Nechaeva and Chesnichenko also choreographed the couple’s dances.
“We’ll be using American folk music for our original dance,” Bates stated. “It’s a medley of songs by the Dixie Chicks. It’s very recognizable music. Everyone knows it.”
“We wanted something fun and entertaining,” Samuelson elaborated. “We had done Russian folk for the original dance the last time it was required but we had never done American folk. It’s so fast paced that we have to go all out.”
“We’re doing the whole Western bit with the costumes including the cowboy hat,” Bates continued. “It’s got a slightly comedic look that the crowd should like a lot. There’s banjo music and the crowd can clap along.”
“Our free dance is Canto Bella Terra by Sarah Brightman and Andrea Bocelli off of her new album,” Samuelson said. “Evan is learning Italian so he looked up the lyrics and translated it.”
“It’s a very moving love story,” she continued. “It’s about two people in love and compares their love to the earth, the sea and the sky to show how much in love they are.”
“It starts very slow and then gets very fast,” Bates noted. “It’s very powerful operatic music. But we don’t have an unusual ending I’m afraid. We can’t die on the ice anymore so we’ll have to think of something memorable.”
“The two compulsory dances are the hardest we’ve ever done,” Bates noted. “We’ve had our hands full learning the Golden Waltz and the Tango Romantica. We haven’t had the luxury of competing either of them before like some of the older teams.”
“They’re both really challenging,” Samuelson explained. “The Golden Waltz is a very fast paced dance. The steps are so intricate that it’s taking us a long time to get used to switching edges. We’re doing a lot of repetitions to get as smooth as we can, at least 45 minutes every day.”
“We’ve done a lot of Latin compulsories,” she continued, “but the Tango Romantica has a lot of different steps and is a lot faster than the other tangos.”
“It’s supposed to be a romantic and sultry relationship, not angry like some of the dances,” Bates noted. “It’s hard to get the right expression when you’re concentrating on the steps and worrying about standing up. It’s a real challenge.”
“I think the compulsories will separate the good teams from the great teams this year,” Bates added. “It’s easy to have a great free dance with some crazy lifts, but you can really see the rudimentary skating steps and techniques in the compulsory dances.

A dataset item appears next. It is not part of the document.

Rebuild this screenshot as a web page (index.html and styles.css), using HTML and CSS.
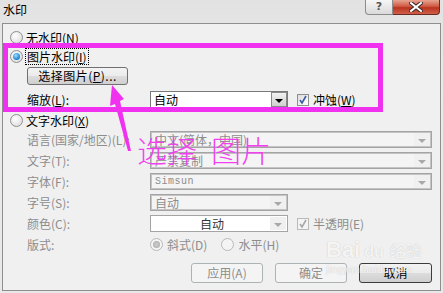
FILE: index.html
```html
<!DOCTYPE html>
<html lang="zh-CN">
<head>
    <meta charset="UTF-8">
    <title>水印</title>
    <link rel="stylesheet" href="styles.css">
</head>
<body>
    <div class="window">
        <div class="titlebar">
            <span class="title">水印</span>
            <div class="caption-btns">
                <div class="cap-help">?</div>
                <div class="cap-close">
                    <svg width="14" height="10" viewBox="0 0 14 10">
                        <path d="M2 1 L12 9 M12 1 L2 9" stroke="#3a2a28" stroke-width="4" stroke-linecap="square"/>
                        <path d="M2 1 L12 9 M12 1 L2 9" stroke="#ffffff" stroke-width="2" stroke-linecap="square"/>
                    </svg>
                </div>
            </div>
        </div>

        <div class="client">
            <div class="radio-row first">
                <span class="radio"></span>
                <span>无水印(<u>N</u>)</span>
            </div>
            <div class="radio-row">
                <span class="radio checked"></span>
                <span class="focus">图片水印(<u>I</u>)</span>
            </div>

            <div class="group">
                <button class="btn pick">选择图片(<u>P</u>)...</button>
                <div class="field-row scale-row">
                    <span class="label">缩放(<u>L</u>):</span>
                    <div class="combo short">
                        <span class="value">自动</span>
                        <span class="drop"><i class="tri"></i></span>
                    </div>
                    <span class="check">
                        <span class="box">
                            <svg width="10" height="10" viewBox="0 0 10 10"><path d="M2 5 L4 8 L8 1" stroke="#3b5aa5" stroke-width="1.6" fill="none"/></svg>
                        </span>
                        <span>冲蚀(<u>W</u>)</span>
                    </span>
                </div>
            </div>

            <div class="radio-row text-radio">
                <span class="radio"></span>
                <span>文字水印(<u>X</u>)</span>
            </div>

            <div class="group text-group">
                <div class="field-row">
                    <span class="label">语言(国家/地区)(L):</span>
                    <div class="combo full off">
                        <span class="value">中文(简体，中国)</span>
                        <span class="drop"><i class="tri"></i></span>
                    </div>
                </div>
                <div class="field-row">
                    <span class="label">文字(T):</span>
                    <div class="combo full off">
                        <span class="value">严禁复制</span>
                        <span class="drop"><i class="tri"></i></span>
                    </div>
                </div>
                <div class="field-row">
                    <span class="label">字体(F):</span>
                    <div class="combo full off">
                        <span class="value mono">Simsun</span>
                        <span class="drop"><i class="tri"></i></span>
                    </div>
                </div>
                <div class="field-row">
                    <span class="label">字号(S):</span>
                    <div class="combo short off">
                        <span class="value">自动</span>
                        <span class="drop"><i class="tri"></i></span>
                    </div>
                </div>
                <div class="field-row">
                    <span class="label">颜色(C):</span>
                    <div class="combo short off color">
                        <span class="value center">自动</span>
                        <span class="drop"><i class="tri"></i></span>
                    </div>
                    <span class="check off">
                        <span class="box">
                            <svg width="10" height="10" viewBox="0 0 10 10"><path d="M2 5 L4 8 L8 1" stroke="#a8a8a8" stroke-width="1.6" fill="none"/></svg>
                        </span>
                        <span>半透明(E)</span>
                    </span>
                </div>
                <div class="field-row">
                    <span class="label">版式:</span>
                    <div class="layout-opts">
                        <span class="opt"><span class="radio off checked"></span>斜式(D)</span>
                        <span class="opt"><span class="radio off"></span>水平(H)</span>
                    </div>
                </div>
            </div>

            <div class="actions">
                <button class="btn off">应用(A)</button>
                <button class="btn off">确定</button>
                <button class="btn default">取消</button>
            </div>
        </div>

        <!-- annotation drawn over the dialog -->
        <div class="mark-box"></div>
        <svg class="mark-arrow" width="443" height="293" viewBox="0 0 443 293">
            <polygon points="112,85 124,99 120,101 131,151 128,151 115,104 110,106" fill="#f032f0"/>
        </svg>
        <div class="mark-text">选择<span class="gap">图片</span></div>

        <div class="watermark">
            <span class="wm-bai">Bai</span><span class="wm-du">du</span><span class="wm-jy">经验</span>
            <span class="wm-url">jingyan.baidu.com</span>
        </div>
    </div>
</body>
</html>
```

FILE: styles.css
```css
body {
    margin: 0;
    background-color: #e8e8e8;
}
.window {
    position: relative;
    width: 443px;
    height: 293px;
    overflow: hidden;
    background: linear-gradient(#e2e2e2, #ebebeb 30%, #e8e8e8);
    font-family: "Noto Sans CJK SC", "Liberation Sans", sans-serif;
    font-size: 12px;
    color: #000;
}
u {
    text-decoration: underline;
    text-underline-offset: 1px;
}
.titlebar {
    height: 23px;
    display: flex;
    justify-content: space-between;
    align-items: flex-start;
}
.title {
    padding: 2px 0 0 3px;
    line-height: 16px;
}
.caption-btns {
    display: flex;
    margin-right: 3px;
}
.cap-help {
    box-sizing: border-box;
    width: 28px;
    height: 15px;
    border: 1px solid #8c8c8c;
    border-top: none;
    border-radius: 0 0 0 4px;
    background: linear-gradient(#f6f6f6, #dadada);
    color: #555;
    font-family: "DejaVu Sans", sans-serif;
    font-size: 11px;
    font-weight: bold;
    line-height: 13px;
    text-align: center;
}
.cap-close {
    box-sizing: border-box;
    width: 47px;
    height: 15px;
    border: 1px solid #6b2a22;
    border-top: none;
    border-left: none;
    border-radius: 0 0 4px 0;
    background: linear-gradient(#e7a493, #cf5b44 45%, #b9341f 55%, #d0604a);
    display: flex;
    justify-content: center;
    align-items: center;
}
.client {
    margin: 0 2px;
    height: 266px;
    border: 1px solid #8e8e8e;
    background-color: #f0f0f0;
}
.radio-row {
    height: 19px;
    display: flex;
    align-items: center;
    gap: 3px;
    padding-left: 7px;
}
.radio-row.first {
    margin-top: 4px;
}
.radio-row.text-radio {
    margin-top: 3px;
}
.radio {
    box-sizing: border-box;
    width: 13px;
    height: 13px;
    border-radius: 50%;
    border: 1px solid #8f8f8f;
    background: radial-gradient(circle at 40% 35%, #ffffff, #d6d6d6);
    display: flex;
    justify-content: center;
    align-items: center;
}
.radio.checked::after {
    content: "";
    width: 7px;
    height: 7px;
    border-radius: 50%;
    background: radial-gradient(circle at 40% 35%, #9fe0ff, #2a8ad8 60%, #165a9c);
}
.radio.off {
    border-color: #b9b9b9;
    background: #f4f4f4;
}
.radio.off.checked::after {
    background: radial-gradient(circle, #cfcfcf, #a6a6a6);
}
.focus {
    outline: 1px dotted #000;
    padding: 0 1px;
    line-height: 15px;
}
.group {
    padding-left: 24px;
}
.btn {
    box-sizing: border-box;
    height: 20px;
    width: 72px;
    padding: 0;
    border: 1px solid #707070;
    border-radius: 3px;
    background: linear-gradient(#f3f3f3, #ebebeb 50%, #dddddd 50%, #cfcfcf);
    font-family: inherit;
    font-size: 12px;
    color: #000;
    line-height: 16px;
}
.btn.pick {
    display: block;
    margin-top: 1px;
    width: 101px;
    height: 18px;
    letter-spacing: 0.5px;
}
.btn.off {
    border-color: #adb2b5;
    background: #f4f4f4;
    color: #8d8d8d;
}
.btn.default {
    border-color: #3c3c3c;
    width: 73px;
}
.field-row {
    height: 17px;
    display: flex;
    align-items: center;
}
.scale-row {
    margin-top: 6px;
}
.label {
    width: 123px;
    white-space: nowrap;
}
.combo {
    box-sizing: border-box;
    height: 17px;
    display: flex;
    border: 1px solid #7a7a7a;
    background-color: #fff;
}
.combo.full {
    width: 282px;
}
.combo.short {
    width: 138px;
}
.combo .value {
    flex: 1;
    padding-left: 3px;
    line-height: 15px;
    white-space: nowrap;
}
.combo .value.center {
    text-align: center;
}
.combo .value.mono {
    font-family: "Liberation Mono", monospace;
    font-size: 10px;
    letter-spacing: 0.5px;
}
.drop {
    box-sizing: border-box;
    width: 16px;
    margin: 0 0 0 1px;
    border: 1px solid #8a8a8a;
    background: linear-gradient(#f2f2f2, #e0e0e0 50%, #d0d0d0);
    display: flex;
    justify-content: center;
    align-items: center;
}
.tri {
    width: 0;
    height: 0;
    margin-top: 3px;
    border-left: 4px solid transparent;
    border-right: 4px solid transparent;
    border-top: 4px solid #000;
}
.combo.off {
    border: 1px solid #a4a4a4;
    box-shadow: inset 0 0 0 1px #c4c4c4;
    background-color: #f0f0f0;
    color: #8d8d8d;
}
.combo.off .value {
    margin: 1px 0 1px 1px;
    line-height: 13px;
    background-color: #f4f4f4;
}
.combo.off.color {
    box-shadow: none;
    background-color: #fff;
}
.combo.off.color .value {
    margin: 0;
    background-color: #fff;
    line-height: 15px;
    color: #333;
}
.combo.off .drop {
    border: none;
    margin: 1px 1px 1px 0;
    background: #f0f0f0;
}
.combo.off .tri {
    border-top-color: #a8a8a8;
}
.text-group {
    margin-top: 1px;
    display: flex;
    flex-direction: column;
    gap: 4px;
}
.text-group .label {
    color: #8d8d8d;
}
.check {
    margin-left: 9px;
    display: flex;
    align-items: center;
    gap: 4px;
}
.check .box {
    box-sizing: border-box;
    width: 12px;
    height: 12px;
    border: 1px solid #8e8f8f;
    background: linear-gradient(135deg, #dcdcdc, #ffffff);
    display: flex;
    justify-content: center;
    align-items: center;
}
.check.off {
    color: #8d8d8d;
}
.check.off .box {
    border-color: #b9b9b9;
    background: #f4f4f4;
}
.layout-opts {
    display: flex;
    gap: 14px;
    color: #8d8d8d;
}
.opt {
    display: flex;
    align-items: center;
    gap: 4px;
}
.actions {
    margin-top: 10px;
    padding-right: 8px;
    display: flex;
    justify-content: flex-end;
    gap: 12px;
}
.mark-box {
    position: absolute;
    left: 3px;
    top: 43px;
    width: 380px;
    height: 69px;
    box-sizing: border-box;
    border: 5px solid #f032f0;
}
.mark-arrow {
    position: absolute;
    left: 0;
    top: 0;
}
.mark-text {
    position: absolute;
    left: 137px;
    top: 133px;
    font-size: 30px;
    font-weight: 200;
    line-height: 32px;
    color: #f040f0;
    white-space: nowrap;
}
.mark-text .gap {
    margin-left: 14px;
}
.watermark {
    position: absolute;
    left: 326px;
    top: 238px;
    width: 110px;
    color: rgba(255, 255, 255, 0.85);
    text-shadow: 0 0 1px #b8b8b8;
    font-family: "Liberation Sans", sans-serif;
}
.wm-bai, .wm-du {
    font-size: 22px;
    font-weight: bold;
    line-height: 24px;
}
.wm-du {
    margin-left: 4px;
    font-size: 16px;
}
.wm-jy {
    margin-left: 6px;
    font-family: "Noto Sans CJK SC", sans-serif;
    font-size: 16px;
}
.wm-url {
    display: block;
    font-size: 10px;
    line-height: 12px;
    letter-spacing: 0.3px;
}
```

I guess this is the last time we’ll see them.”
Samuelson and Bates are still using their exhibition program to the Bee Gees’ You Should Be Dancing.
“We had it last year and thought we’d only use it at Nationals,” Bates said. “But then we did it at Four Continents and Worlds and some shows like Skate for Hope so we need a new one.”
The duo start off the season with Trophée Eric Bompard, the first ISU Grand Prix event and finish with Skate Canada, the last one.
“It’s nice because we get to start out amid the elegance of Paris and finish where we can drive from our rink,” Bates said. “We’ve never been to Paris so we’re really looking forward to it. The other advantage is that we have the most time between Grand Prixs to make improvements after we see the protocols from Paris.”
“Like everyone else, we want to go to the Olympics in Vancouver and make the World team again,” he added, “but we’re focusing on gaining experience at the senior level. Next season, we’ll have a lot of different teams to compete against since so many will leave after the Olympics.”
“We know that every competition will be very tough as everyone tries to peak for the Olympics,” he noted. “Then at the Olympics everyone goes crazy. But we’ll be going for 2014 so we have lots of time.”
Both skaters are sophomores at the University of Michigan, almost walking distance from their rink. Samuelson got a jump on the school year by taking a macroeconomics course this summer when she didn’t have to leave school for competitions.